The CEO added that while the company’s customers are "very good" at reducing spending when oilfield activity declines, it's not sustainable because they will soon run out of equipment they have on the shelf, and will run out of idled rigs they can raid for parts, components and drill pipe.

"Our visibility into the 'how long they can live' destocking and cannibalizing varies by product," Williams said. "We know drill pipe, for instance, is cannibalized from idled land rigs by some, but not all, drilling contractors, and [drill pipe] is probably a year away from meaningful recovery. On the other hand, some products feel much closer to the turn. We are beginning to see some inquiries come in for drilling motor parts and relines. Last week we began to see some new orders for fiberglass pipe...

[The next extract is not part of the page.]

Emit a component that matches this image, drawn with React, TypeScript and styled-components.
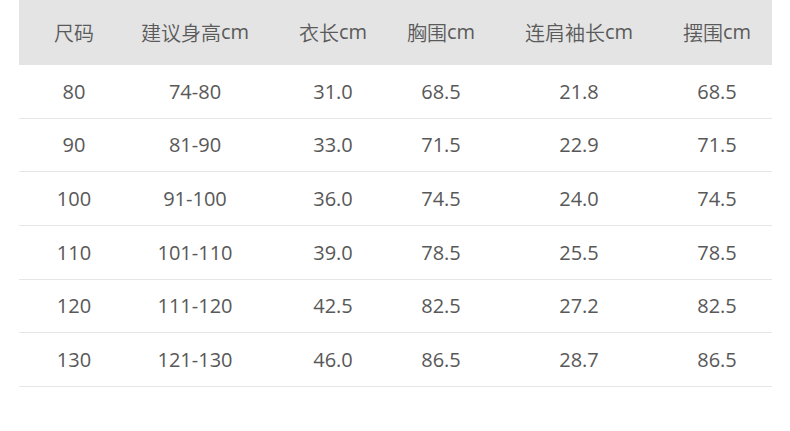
import styled, { createGlobalStyle } from "styled-components";

const GlobalStyle = createGlobalStyle`
  html, body {
    margin: 0;
    padding: 0;
    background: #ffffff;
  }
  body {
    font-family: "Open Sans", "Noto Sans CJK SC", sans-serif;
  }
`;

// label + unit, unit rendered in regular weight
const header: [string, string][] = [
  ["尺码", ""],
  ["建议身高", "cm"],
  ["衣长", "cm"],
  ["胸围", "cm"],
  ["连肩袖长", "cm"],
  ["摆围", "cm"],
];

const rows = [
  ["80", "74-80", "31.0", "68.5", "21.8", "68.5"],
  ["90", "81-90", "33.0", "71.5", "22.9", "71.5"],
  ["100", "91-100", "36.0", "74.5", "24.0", "74.5"],
  ["110", "101-110", "39.0", "78.5", "25.5", "78.5"],
  ["120", "111-120", "42.5", "82.5", "27.2", "82.5"],
  ["130", "121-130", "46.0", "86.5", "28.7", "86.5"],
];

const App = () => {
  return (
    <>
      <GlobalStyle />
      <Page>
        <SizeTable>
          <HeadRow>
            {header.map(([label, unit]) => (
              <Cell key={label}>
                {label}
                {unit && <Unit>{unit}</Unit>}
              </Cell>
            ))}
          </HeadRow>
          {rows.map((r) => (
            <BodyRow key={r[0]}>
              {r.map((v, i) => (
                <Cell key={i}>{v}</Cell>
              ))}
            </BodyRow>
          ))}
        </SizeTable>
      </Page>
    </>
  );
};

export default App;

const Page = styled.div`
  width: 790px;
  height: 431px;
  padding-left: 19px;
  box-sizing: border-box;
  overflow: hidden;
`;

const SizeTable = styled.div`
  width: 753px;
  display: flex;
  flex-direction: column;
`;

const Row = styled.div`
  display: grid;
  grid-template-columns: 110px 132px 144px 72px 204px 91px;
  align-items: center;
  box-sizing: border-box;
  font-size: 20px;
`;

const HeadRow = styled(Row)`
  height: 65px;
  background: #e4e4e4;
  color: #5a5a5a;
  font-weight: 350;
`;

const BodyRow = styled(Row)`
  height: 53.67px;
  color: #585858;
  border-bottom: 1px solid #e6e6e6;
`;

const Cell = styled.div`
  display: flex;
  justify-content: center;
  white-space: nowrap;
  &:last-child {
    padding-right: 19px;
  }
`;

const Unit = styled.span`
  font-weight: 400;
`;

"A few weeks of improved order inquiries does not necessarily signal the turn around, and we are hesitant to call bottom just yet. But we know from past downturns that once the rig count stabilizes, the end of destocking and cannibalization is just a matter of time. I would add, too, that I don't believe that fastidious equipment maintenance, for the long run, is at the top of our customer's priority list right now. Equipment is run hard in the field and just parked next to the fence and hosed down. Customers living hand-to-mouth aren't sure if it will ever get another job and sure don't want to put cash into equipment without a firm job on the board."

In a note Tuesday, analysts with Tudor, Pickering, Holt & Co. (TPH) said revenue from NOV's rig systems segment for the second quarter, $1.93 billion, was higher than expected. The firm also took note of the company repurchasing and retiring 8.6 million shares of its common stock at an average price of $51.73/share, for a total purchase price of $447 million. Since initiating the buyback program last September, NOV has repurchased 44.7 million shares, or 10.4% of its shares outstanding.

"NOV continues to be a dominant player in its various businesses," TPH said. "There's not a whole lot of bright spots in their end markets, so executing well is really all they can control."

Shares of NOV were trading at $42.87 on Tuesday afternoon, up 2.93% from the opening price of $42.05.